As far as I am aware, people think of the homotopy groups of $\mathbf{Z}\otimes_{\mathbf{S}}\mathbf{Z}$ as quite complicated. A hint towards this ''fact'' is that $\mathbf{F}_p\otimes_{\mathbf{S}}\mathbf{F}_p$ is the mod $p$ dual Steenrod algebra. Maybe one could use Bockstein spectral sequences to try and calculate the homotopy groups of $\mathbf{Z}\otimes_{\mathbf{S}}\mathbf{Z}$ from this fact, but even the integral cohomology of things like $K(\mathbf{Z}/2,n)$ is pretty complicated (see Theorem 10.4 of May's ``A general approach to Steenrod operations'').
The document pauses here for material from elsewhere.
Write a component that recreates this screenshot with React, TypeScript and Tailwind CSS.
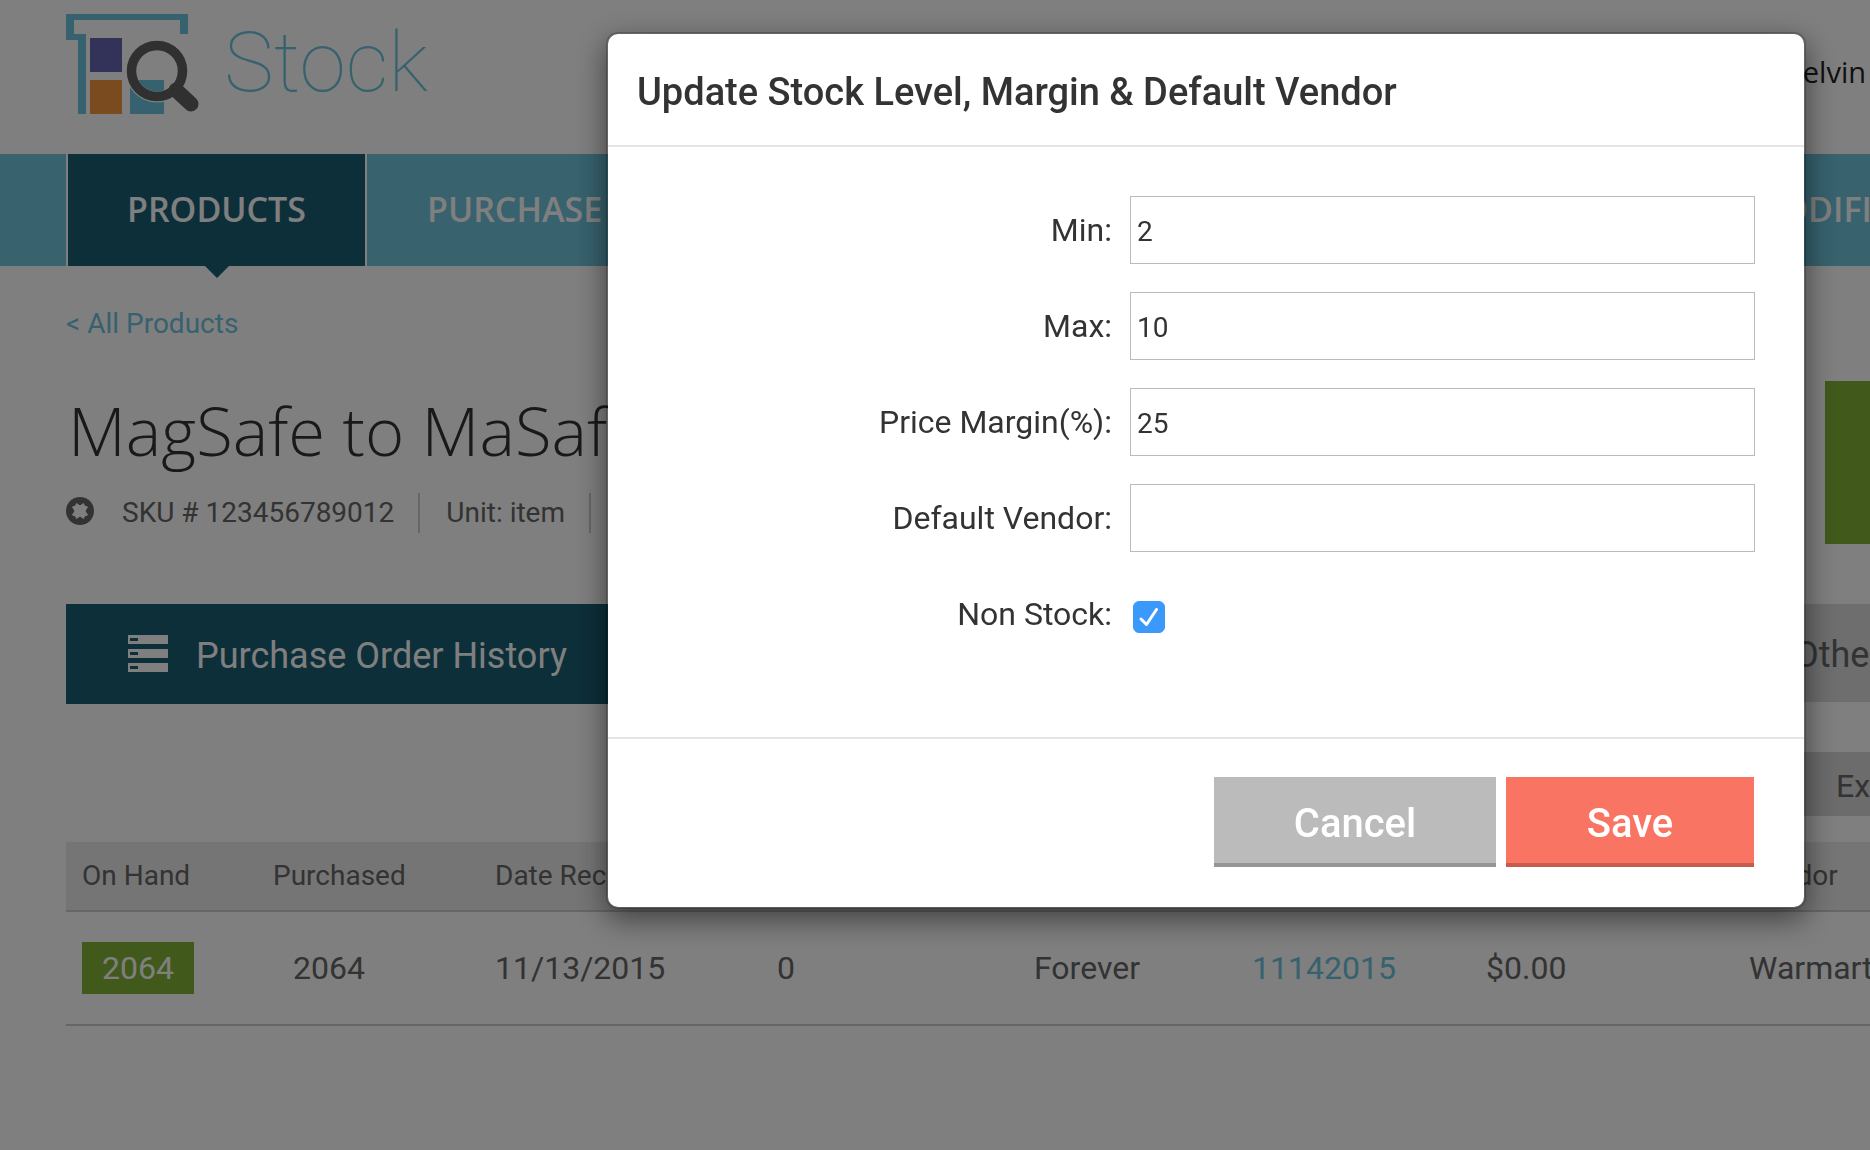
import type { ReactNode } from "react";

function Logo() {
  return (
    <svg width="134" height="104" viewBox="66 12 134 104" aria-hidden="true">
      <path d="M66 14H188V34H180V20H74V34H86V114H78V40H66Z" fill="#6dc3dc" />
      <rect x="90" y="38" width="32" height="34" fill="#6666b4" />
      <rect x="90" y="80" width="32" height="34" fill="#f5963c" />
      <rect x="130" y="80" width="34" height="34" fill="#6dc3dc" />
      <circle cx="157" cy="71" r="26" fill="none" stroke="#fff" strokeWidth="11" />
      <path d="M141 80H164V88Q158 91 151 88Q145 86 141 80Z" fill="#6dc3dc" />
      <path d="M176 90L191 104" stroke="#606060" strokeWidth="15" strokeLinecap="round" />
      <circle cx="157" cy="71" r="25.5" fill="none" stroke="#606060" strokeWidth="9.5" />
    </svg>
  );
}

function StatusIcon() {
  return (
    <svg width="28" height="28" viewBox="0 0 28 28" aria-hidden="true" className="mb-1 shrink-0">
      <circle cx="14" cy="14" r="14" fill="#666" />
      <path
        d="M10.500 6.500L14 9L17.500 6.500L18.500 9L21.500 10L19 14L21.500 18L18.500 19L17.500 21.500L14 19L10.500 21.500L9.500 19L6.500 18L9 14L6.500 10L9.500 9Z"
        fill="#fff"
        stroke="#fff"
        strokeWidth="1"
        strokeLinejoin="round"
      />
    </svg>
  );
}

function ListIcon() {
  return (
    <svg width="40" height="38" viewBox="0 0 40 38" aria-hidden="true" className="mb-1 shrink-0">
      {[0, 14, 28].map((y) => (
        <g key={y}>
          <rect x="0" y={y} width="40" height="9" fill="#fff" />
          <rect x="2" y={y + 3} width="8" height="3" fill="#1a5e72" />
        </g>
      ))}
    </svg>
  );
}

function Field({ id, label, value }: { id: string; label: string; value: string }) {
  return (
    <Row id={id} label={label}>
      <input
        id={id}
        type="text"
        defaultValue={value}
        className="h-[68px] w-full border border-[#bbb] bg-white px-[6px] pt-[2px] text-[28px] text-[#333] outline-none"
      />
    </Row>
  );
}

function Row({ id, label, children }: { id: string; label: string; children: ReactNode }) {
  return (
    <div className="grid h-[68px] grid-cols-[504px_1fr] items-center gap-[18px]">
      <label htmlFor={id} className="text-right text-[32px] leading-10">
        {label}
      </label>
      {children}
    </div>
  );
}

function Modal() {
  return (
    <div className="fixed inset-0 flex items-start bg-black/50 pt-8 pr-16 pl-[606px]">
      <form
        role="dialog"
        aria-labelledby="dialog-title"
        className="flex-1 rounded-xl border-2 border-black/20 bg-white bg-clip-padding shadow-[0_10px_30px_rgba(0,0,0,0.5)]"
        onSubmit={(e) => e.preventDefault()}
      >
        <h2 id="dialog-title" className="border-b-2 border-[#e5e5e5] px-[29px] pt-[33px] pb-7 text-[38px] leading-[50px] font-medium">
          Update Stock Level, Margin &amp; Default Vendor
        </h2>
        <div className="flex flex-col gap-7 border-b-2 border-[#e5e5e5] pt-[49px] pr-[49px] pb-[89px]">
          <Field id="min" label="Min:" value="2" />
          <Field id="max" label="Max:" value="10" />
          <Field id="margin" label="Price Margin(%):" value="25" />
          <Field id="vendor" label="Default Vendor:" value="" />
          <Row id="non-stock" label="Non Stock:">
            <span className="relative mt-[6px] ml-[3px] size-8">
              <input
                id="non-stock"
                type="checkbox"
                defaultChecked
                className="peer block size-8 appearance-none rounded-md border border-[#bbb] checked:border-[#3b99fc] checked:bg-[#3b99fc]"
              />
              <svg
                viewBox="0 0 32 32"
                aria-hidden="true"
                className="pointer-events-none absolute inset-0 hidden size-8 peer-checked:block"
              >
                <path d="M8 18L13.5 23.500L23.500 8.500" fill="none" stroke="#fff" strokeWidth="3" strokeLinecap="round" strokeLinejoin="round" />
              </svg>
            </span>
          </Row>
        </div>
        <div className="flex justify-end gap-[10px] pt-[38px] pr-[50px] pb-10 text-[40px] font-medium text-white">
          <button type="button" className="h-[90px] w-[282px] border-b-4 border-[#969696] bg-[#bbb] pt-2">
            Cancel
          </button>
          <button type="submit" className="h-[90px] w-[248px] border-b-4 border-[#c65c4e] bg-[#f97462] pt-2">
            Save
          </button>
        </div>
      </form>
    </div>
  );
}

export default function App() {
  return (
    <div className="min-h-screen overflow-hidden bg-white font-[Roboto,sans-serif] text-[#333]">
      <header className="flex h-[154px] items-start justify-between pl-[66px]">
        <div className="flex pt-3">
          <Logo />
          <span className="ml-6 text-[84px] leading-[102px] font-thin text-[#6dc3dc]">Stock</span>
        </div>
        <span className="pt-[52px] pr-1 font-['Open_Sans',sans-serif] text-[29px] leading-10 text-[#222]">Kelvin</span>
      </header>

      <nav className="flex h-28 bg-[#6ec4dc] pl-[66px] font-['Open_Sans',sans-serif] text-[34px] font-semibold text-white">
        <a href="#products" className="relative flex w-[301px] items-center justify-center border-x-2 border-white bg-[#1a5e72] pb-[2px]">
          PRODUCTS
          <svg width="24" height="12" viewBox="0 0 24 12" aria-hidden="true" className="absolute top-full left-1/2 -translate-x-1/2">
            <path d="M0 0H24L12 12Z" fill="#1a5e72" />
          </svg>
        </a>
        <a href="#purchase" className="flex items-center pb-[2px] pl-[60px]">
          PURCHASE
        </a>
        <a href="#modifiers" className="ml-auto flex w-[120px] items-center overflow-hidden pb-[2px]">
          MODIFIERS
        </a>
      </nav>

      <main className="pl-[66px]">
        <a href="#all" className="mt-[38px] block w-fit text-[28px] leading-10 text-[#6dc3dc]">
          &lt; All Products
        </a>
        <div className="mt-[37px] flex h-[163px] justify-between">
          <div className="flex flex-col">
            <h1 className="pt-1 pl-[2px] font-['Open_Sans',sans-serif] text-[67px] leading-[90px] font-light whitespace-nowrap">
              MagSafe to MaSafe
            </h1>
            <div className="mt-[18px] flex h-10 items-center text-[28px] text-[#666]">
              <StatusIcon />
              <span className="ml-7">SKU # 123456789012</span>
              <span className="ml-6 h-10 border-l-2 border-[#ccc]" />
              <span className="ml-[26px]">Unit: item</span>
              <span className="ml-6 h-10 border-l-2 border-[#ccc]" />
            </div>
          </div>
          <button type="button" aria-label="Add" className="w-[45px] bg-[#83b337]" />
        </div>

        <div className="mt-[60px] flex h-[100px] items-start justify-between text-[36px]">
          <button type="button" className="flex h-[100px] w-[560px] items-center bg-[#1a5e72] pt-1 pl-[62px] text-white">
            <ListIcon />
            <span className="ml-7">Purchase Order History</span>
          </button>
          <button type="button" className="h-[98px] w-[120px] overflow-hidden bg-[#dcdcdc] pt-1 pl-[44px] text-left text-[#666]">
            Other
          </button>
        </div>

        <div className="mt-12 flex justify-end">
          <button type="button" className="h-16 w-[120px] overflow-hidden bg-[#d8d8d8] pt-1 pl-[86px] text-left text-[32px] text-[#666]">
            Export
          </button>
        </div>

        <div className="mt-[26px] overflow-hidden">
          <table className="w-full table-fixed text-left text-[#666]">
            <colgroup>
              <col className="w-[191px]" />
              <col className="w-[222px]" />
              <col className="w-[282px]" />
              <col className="w-[257px]" />
              <col className="w-[218px]" />
              <col className="w-[234px]" />
              <col className="w-[263px]" />
              <col />
            </colgroup>
            <thead>
              <tr className="h-[69px] border-b-2 border-[#ccc] bg-[#ebebeb] text-[28px] whitespace-nowrap">
                <th className="pl-4 font-normal">On Hand</th>
                <th className="pl-4 font-normal">Purchased</th>
                <th className="pl-4 font-normal">Date Rec</th>
                <th />
                <th />
                <th />
                <th />
                <th className="pl-4 font-normal">Vendor</th>
              </tr>
            </thead>
            <tbody>
              <tr className="h-[114px] border-b-2 border-[#ccc] text-[32px] whitespace-nowrap">
                <td className="pl-4">
                  <span className="flex h-[52px] w-28 items-center justify-center bg-[#83b337] text-white">2064</span>
                </td>
                <td className="pl-9">2064</td>
                <td className="pl-4">11/13/2015</td>
                <td className="pl-4">0</td>
                <td className="pl-4">Forever</td>
                <td className="pl-4">
                  <a href="#po" className="text-[#6dc3dc]">11142015</a>
                </td>
                <td className="pl-4">$0.00</td>
                <td className="pl-4">Warmart</td>
              </tr>
            </tbody>
          </table>
        </div>
      </main>
      <Modal />
    </div>
  );
}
One could also think about using a Tor spectral sequence to calculate $\pi_\ast \mathbf{Z}\otimes_{\mathbf{S}}\mathbf{Z}$, but once one tries to write down an $E_2$-page, one realises this is unfeasible.
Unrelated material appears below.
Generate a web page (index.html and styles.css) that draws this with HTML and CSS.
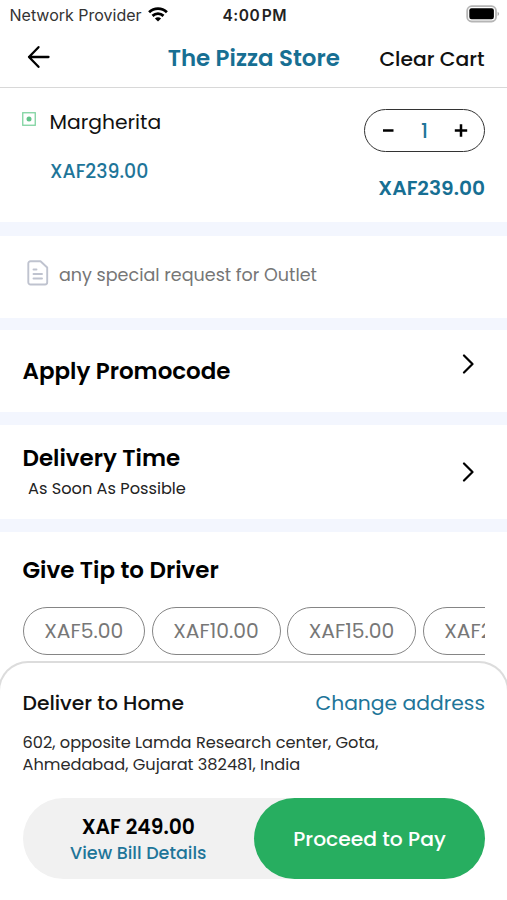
FILE: index.html
```html
<!DOCTYPE html>
<html lang="en">
<head>
<meta charset="utf-8">
<meta name="viewport" content="width=device-width, initial-scale=1">
<title>Cart</title>
<link rel="stylesheet" href="styles.css">
</head>
<body>
<div class="screen">
  <div class="status">
    <div class="carrier">
      <span>Network Provider</span>
      <svg width="20" height="15" viewBox="0 0 20 15"><g fill="none" stroke="#000" stroke-width="2.8"><path d="M1.1 5.2C6.2.4 13.8.4 18.9 5.2"/><path d="M4.5 8.9c3.2-2.9 7.8-2.9 11 0"/></g><path d="M10 14.5 6.9 11.4c1.8-1.6 4.4-1.6 6.2 0z"/></svg>
    </div>
    <span class="clock">4:00 PM</span>
    <svg class="battery" width="34" height="18" viewBox="0 0 34 18"><rect x="1.2" y="1.2" width="28.8" height="15.3" rx="4.5" fill="#fff" stroke="#b5b5b5" stroke-width="1.8"/><rect x="3.3" y="3.3" width="24.6" height="11" rx="2.2"/><path d="M31.6 6.8c2 .8 2 3.4 0 4.2z" fill="#aaa"/></svg>
  </div>
  <header class="header">
    <svg class="back" width="24" height="24" viewBox="0 0 24 24" fill="none" stroke="#000" stroke-width="2.3" stroke-linecap="round" stroke-linejoin="round"><path d="M22.5 12H3M12.5 2.2 3 12l9.500 9.800"/></svg>
    <h1 class="title">The Pizza Store</h1>
    <span class="clear">Clear Cart</span>
  </header>

  <section class="item">
    <svg class="veg" width="14" height="14" viewBox="0 0 14 14"><rect x=".75" y=".75" width="12.5" height="12.5" fill="none" stroke="#7fd3a0" stroke-width="1.3"/><circle cx="7" cy="7" r="2.5" fill="#62c48a"/></svg>
    <div class="item-info">
      <div class="item-name">Margherita</div>
      <div class="item-price">XAF239.00</div>
    </div>
    <div class="item-side">
      <div class="stepper">
        <svg width="14" height="14" viewBox="0 0 14 14" stroke="#000" stroke-width="2.5"><path d="M2 6.500h10.500"/></svg>
        <span>1</span>
        <svg width="14" height="14" viewBox="0 0 14 14" stroke="#000" stroke-width="2.5"><path d="M.8 6.500h12.400M7 .3v12.400"/></svg>
      </div>
      <div class="item-total">XAF239.00</div>
    </div>
  </section>

  <section class="note">
    <svg width="22" height="26" viewBox="0 0 22 26" fill="none" stroke="#bfc3cf" stroke-width="1.9" stroke-linejoin="round" stroke-linecap="round"><path d="M3.5 1.2h10L20.200 7.5v14.800a2.200 2.200 0 0 1-2.200 2.200H3.500a2.200 2.200 0 0 1-2.200-2.200V3.400a2.200 2.200 0 0 1 2.200-2.200z"/><path d="M6.500 9.500h3M6.500 14h8.500M6.500 18.500h8.500"/></svg>
    <span>any special request for Outlet</span>
  </section>

  <section class="row promo">
    <h2>Apply Promocode</h2>
    <svg class="chevron" width="12" height="20" viewBox="0 0 12 20"><path d="m2 1.500 8.500 8.500L2 18.500"/></svg>
  </section>

  <section class="row delivery">
    <div>
      <h2>Delivery Time</h2>
      <p>As Soon As Possible</p>
    </div>
    <svg class="chevron" width="12" height="20" viewBox="0 0 12 20"><path d="m2 1.500 8.500 8.500L2 18.500"/></svg>
  </section>

  <section class="tip">
    <h2>Give Tip to Driver</h2>
    <div class="chips">
      <span class="chip small">XAF5.00</span>
      <span class="chip">XAF10.00</span>
      <span class="chip">XAF15.00</span>
      <span class="chip wide">XAF20.00</span>
    </div>
  </section>

  <footer class="sheet">
    <div class="address-head">
      <span class="home">Deliver to Home</span>
      <span class="change">Change address</span>
    </div>
    <p class="address">602, opposite Lamda Research center, Gota,<br>Ahmedabad, Gujarat 382481, India</p>
    <div class="paybar">
      <div class="bill">
        <span class="amount">XAF 249.00</span>
        <span class="details">View Bill Details</span>
      </div>
      <div class="pay">Proceed to Pay</div>
    </div>
  </footer>
</div>
</body>
</html>
```
FILE: styles.css
```css
* { box-sizing: border-box; }
body { margin: 0; background: #fff; color: #111; font-family: Poppins, Inter, sans-serif; }
h1, h2, p { margin: 0; }
svg { display: block; flex: none; }
span, h1, h2, p, div { white-space: nowrap; }

.screen { width: 507px; height: 900px; overflow: hidden; display: flex; flex-direction: column; }
.screen > * { flex: none; }

.status { height: 29px; display: grid; grid-template-columns: 1fr auto 1fr; align-items: center; padding: 1px 7px 0 9.500px; font-family: Inter, sans-serif; }
.carrier { display: flex; gap: 6px; align-items: center; font-size: 16px; color: #333; }
.carrier svg { margin-top: -2px; }
.clock { font-size: 15.500px; font-weight: 600; letter-spacing: .5px; word-spacing: -3px; color: #222; }
.battery { justify-self: end; margin-top: -2px; }

.header { height: 59px; display: grid; grid-template-columns: 1fr auto 1fr; align-items: center; padding: 0 22.500px 1px 26px; border-bottom: 1.500px solid #d8d8d8; }
.back { margin-top: -2px; }
.title { margin-left: -3px; font-size: 22.900px; line-height: 30px; font-weight: 600; color: #176f93; }
.clear { justify-self: end; font-size: 20.300px; line-height: 30px; font-weight: 500; padding-top: 2px; }

.item { height: 134px; display: flex; padding: 19px 22px 0; }
.veg { margin-top: 5px; }
.item-info { padding-left: 12px; flex: 1; }
.item-name { margin-left: 1.500px; font-size: 20.300px; line-height: 30px; }
.item-price { margin: 21px 0 0 2px; font-size: 18.900px; line-height: 28px; font-weight: 500; color: #1e7599; }
.item-side { padding-top: 2px; }
.stepper { width: 121px; height: 43px; border: 1.500px solid #333; border-radius: 22px; display: flex; align-items: center; justify-content: space-between; padding: 0 16px; }
.stepper span { font-size: 20px; line-height: 28px; font-weight: 500; color: #1e7599; }
.item-total { margin-top: 22px; text-align: right; font-size: 20.200px; line-height: 28px; font-weight: 600; color: #176f93; }

.note, .row, .tip { border-top: 13px solid #f3f6fe; }
.note { border-top-width: 14px; height: 96px; display: flex; gap: 10px; padding: 24px 27px; font-size: 17.550px; line-height: 31px; color: #767676; }
.row { display: flex; justify-content: space-between; padding: 0 33px 0 22.500px; }
.promo { border-top-width: 12px; height: 94px; }
.promo h2 { margin-top: 26px; }
.promo .chevron { margin-top: 24px; }
h2 { font-size: 22.950px; line-height: 30px; font-weight: 600; color: #000; }
.chevron path { fill: none; stroke: #000; stroke-width: 2.200; stroke-linecap: round; stroke-linejoin: round; }
.delivery { height: 107px; }
.delivery h2 { margin-top: 18px; }
.delivery p { margin: 4px 0 0 5.500px; font-size: 16.200px; line-height: 24px; color: #222; }
.delivery .chevron { margin-top: 37px; }

.tip { height: 142px; padding: 23px 22px 0 22.500px; }
.chips { display: flex; gap: 6.500px; margin-top: 22px; overflow: hidden; }
.chip { flex: none; width: 129px; height: 48px; border: 1.500px solid #858585; border-radius: 24px; text-align: center; font-size: 20.300px; line-height: 47px; color: #777; }
.chip.small { width: 122.500px; }
.chip.wide { width: 134px; }

.sheet { height: 240px; margin: 0 -2px; border: 2px solid #dcdcdc; border-bottom: 0; border-radius: 30px 30px 0 0; padding: 25px 22px 0 22.500px; background: #fff; }
.address-head { display: flex; justify-content: space-between; line-height: 30px; }
.home { font-size: 20.300px; font-weight: 500; }
.change { font-size: 20.300px; color: #1e7599; }
.address { margin-top: 14px; font-size: 16.200px; line-height: 22px; color: #2a2a2a; }
.paybar { margin-top: 21.500px; display: flex; height: 81px; border-radius: 41px; background: #f1f1f1; }
.bill { flex: 1; display: flex; flex-direction: column; align-items: center; padding-top: 15px; }
.amount { font-size: 20.300px; line-height: 28px; font-weight: 600; color: #000; }
.details { font-size: 17.550px; line-height: 24px; font-weight: 500; color: #1e7599; }
.pay { width: 231px; border-radius: 41px; background: #27ae60; color: #fff; text-align: center; font-size: 20.300px; line-height: 82px; font-weight: 500; }
```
However, general stable homotopy theory tells us that $\pi_0 \mathbf{Z}\otimes_{\mathbf{S}}\mathbf{Z}\simeq \mathbf{Z}$, as more generally we have a natural equivalence of abelian groups $$\pi_0 M\underset{R}{\otimes} N\simeq \pi_0 M\underset{\pi_0 R}{\otimes} \pi_0 N$$ for an $E_1$-ring $R$ and left module $N$ and right module $M$, where $R,M$, and $N$ only have homotopy groups in nonnegative degree. We also know that $\Spet R$ has underlying DM-stack $\Spet \pi_0 R$. This says that the underlying classical DM-stack for $\Spet (\mathbf{Z}\underset{\mathbf{S}}{\otimes}\mathbf{Z})$ is just $\Spet\mathbf{Z}$; all the extra information is ``higher'' information.
(This is more of a comment than an answer...I'd also be interested if anyone else had more to add!)